There are at least two things wrong with that statement. The first is that, in fact, sodomy is a civil right. However one stands on the controverted status of privacy per se as a constitutional right (it is nowhere actually spelled out in the Constitution, though it seems a logical implication of the Third and Fourth Amendments), it would be hard to argue that what two consenting adults to in the privacy of their own bedroom which does not violate the law is anything but a private matter, which they indeed have a civil right to engage in if they so choose.

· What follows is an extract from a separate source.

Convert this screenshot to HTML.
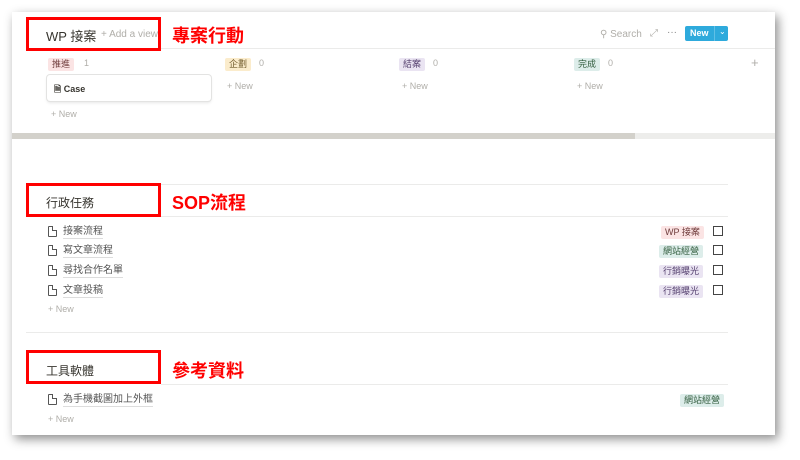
<!DOCTYPE html>
<html><head><meta charset="utf-8"><style>
*{margin:0;padding:0;box-sizing:border-box}
body{width:800px;height:460px;background:#fff;position:relative;overflow:hidden;font-family:"Liberation Sans","Noto Sans CJK TC",sans-serif;color:#37352f}
.card{position:absolute;left:12px;top:12px;width:763px;height:423px;background:#fff;box-shadow:3px 4px 10px rgba(0,0,0,.45)}
.a{position:absolute;white-space:nowrap}
.red{position:absolute;border:3px solid #f00}
.lbl{position:absolute;color:#f00;font-weight:bold;font-size:18px;white-space:nowrap}
.line{position:absolute;height:1px;background:#ebebea}
.tag{position:absolute;font-size:9px;padding:1px 4px;border-radius:2px;white-space:nowrap;line-height:11px}
.gray{color:#b0aea9;font-size:9px}
.doc{position:absolute;width:9px;height:11px;border:1.2px solid #555;border-radius:1px}
.doc:after{content:"";position:absolute;right:-1px;top:-1px;width:4px;height:4px;background:#fff;border-left:1px solid #555;border-bottom:1px solid #555}
.it{position:absolute;font-size:10px;color:#555;border-bottom:1px solid #ddd;line-height:12px}
.cb{position:absolute;width:10px;height:10px;border:1.5px solid #444}
</style></head><body>
<div class="card"></div>
<div class="red" style="left:26px;top:17px;width:135px;height:34px"></div>
<div class="a" style="left:46px;top:26px;font-size:13px">WP 接案</div>
<div class="a gray" style="left:101px;top:29px;font-size:10px">+ Add a view</div>
<div class="lbl" style="left:172px;top:22px">專案行動</div>
<div class="line" style="left:161px;top:48px;width:614px"></div>
<div class="a gray" style="left:600px;top:29px;font-size:10px">⚲ Search</div>
<div class="a gray" style="left:650px;top:28px;font-size:10px">⤢</div>
<div class="a" style="left:667px;top:27px;font-size:10px;color:#888">···</div>
<div class="a" style="left:685px;top:26px;width:43px;height:15px;background:#2eaadc;border-radius:2px;color:#fff;font-size:9px;font-weight:bold;padding:2px 0 0 5px">New<span style="position:absolute;left:29px;top:0;height:15px;border-left:1px solid #60c0e6;padding:1px 0 0 4px;font-weight:normal;font-size:8px">⌄</span></div>
<div class="tag" style="left:48px;top:58px;background:#fbe4e4;color:#6f3b3b">推進</div><div class="a gray" style="left:84px;top:58px">1</div>
<div class="tag" style="left:225px;top:58px;background:#fbeccc;color:#6f5a2b">企劃</div><div class="a gray" style="left:259px;top:58px">0</div>
<div class="tag" style="left:399px;top:58px;background:#eae4f2;color:#55406f">結案</div><div class="a gray" style="left:433px;top:58px">0</div>
<div class="tag" style="left:574px;top:58px;background:#ddedea;color:#2f5a3b">完成</div><div class="a gray" style="left:608px;top:58px">0</div>
<div class="a gray" style="left:751px;top:55px;font-size:13px">+</div>
<div class="a" style="left:47px;top:75px;width:164px;height:26px;border-radius:3px;box-shadow:0 0 0 1px #e3e3e2,0 2px 3px rgba(0,0,0,.1)"></div>
<div class="a" style="left:54px;top:82px;font-size:9px;font-weight:bold">🗎 Case</div>
<div class="a gray" style="left:51px;top:109px">+ New</div>
<div class="a gray" style="left:227px;top:81px">+ New</div>
<div class="a gray" style="left:402px;top:81px">+ New</div>
<div class="a gray" style="left:577px;top:81px">+ New</div>
<div class="a" style="left:12px;top:133px;width:763px;height:6px;background:#ededeb"></div>
<div class="a" style="left:12px;top:133px;width:623px;height:6px;background:#d3d1cb"></div>

<div class="line" style="left:26px;top:184px;width:702px"></div>
<div class="red" style="left:26px;top:183px;width:135px;height:34px"></div>
<div class="a" style="left:46px;top:194px;font-size:12px">行政任務</div>
<div class="lbl" style="left:172px;top:189px">SOP流程</div>
<div class="line" style="left:161px;top:216px;width:567px"></div>
<div class="doc" style="left:48px;top:226px"></div><div class="it" style="left:63px;top:226px">接案流程</div>
<div class="doc" style="left:48px;top:245px"></div><div class="it" style="left:63px;top:245px">寫文章流程</div>
<div class="doc" style="left:48px;top:265px"></div><div class="it" style="left:63px;top:265px">尋找合作名單</div>
<div class="doc" style="left:48px;top:285px"></div><div class="it" style="left:63px;top:285px">文章投稿</div>
<div class="tag" style="left:661px;top:226px;background:#fbe4e4;color:#6f3b3b">WP 接案</div>
<div class="tag" style="left:659px;top:245px;background:#ddedea;color:#2f5a3b">網站經營</div>
<div class="tag" style="left:659px;top:265px;background:#eae4f2;color:#55406f">行銷曝光</div>
<div class="tag" style="left:659px;top:285px;background:#eae4f2;color:#55406f">行銷曝光</div>
<div class="cb" style="left:713px;top:226px"></div>
<div class="cb" style="left:713px;top:245px"></div>
<div class="cb" style="left:713px;top:265px"></div>
<div class="cb" style="left:713px;top:285px"></div>
<div class="a gray" style="left:48px;top:304px">+ New</div>

<div class="line" style="left:26px;top:332px;width:702px"></div>
<div class="red" style="left:26px;top:350px;width:135px;height:34px"></div>
<div class="a" style="left:46px;top:362px;font-size:12px">工具軟體</div>
<div class="lbl" style="left:172px;top:357px">參考資料</div>
<div class="line" style="left:161px;top:384px;width:567px"></div>
<div class="doc" style="left:48px;top:394px"></div><div class="it" style="left:63px;top:394px">為手機截圖加上外框</div>
<div class="tag" style="left:680px;top:394px;background:#ddedea;color:#2f5a3b">網站經營</div>
<div class="a gray" style="left:48px;top:414px">+ New</div>
</body></html>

What is not a civil right is social approbation for what one does even in the privacy of one's bedroom. Unlike the right to privacy, the right to have one's own religious beliefs concerning sexual ethics is more than simply implied by the First Amendment. It is part and parcel of the constitutionally guaranteed right to freedom of religion. Moreover, it would be difficult to make the case the First Amendment does not at least as strongly imply a right to one's own code of sexual ethics- even if not based explicitly on religion- as the Third and Fourth Amendments imply a right to privacy. And this holds true even if one believes that this ethical code should be binding on others, so long as one does not seek to use coercion to impose it on them.

Yes, there is indeed a civil right to sodomy. But no, there is no civil right to have others- much less society as a whole- approve of it. In fact, there is explicitly a civil right to disapprove of homosexual behavior, and a constitutionally guaranteed one at that.

And it's not those who avail themselves of that right who are the bigots. It's those who slander them as bigots because they disapprove of social conservatives- and often, in the most literal sense, hate them.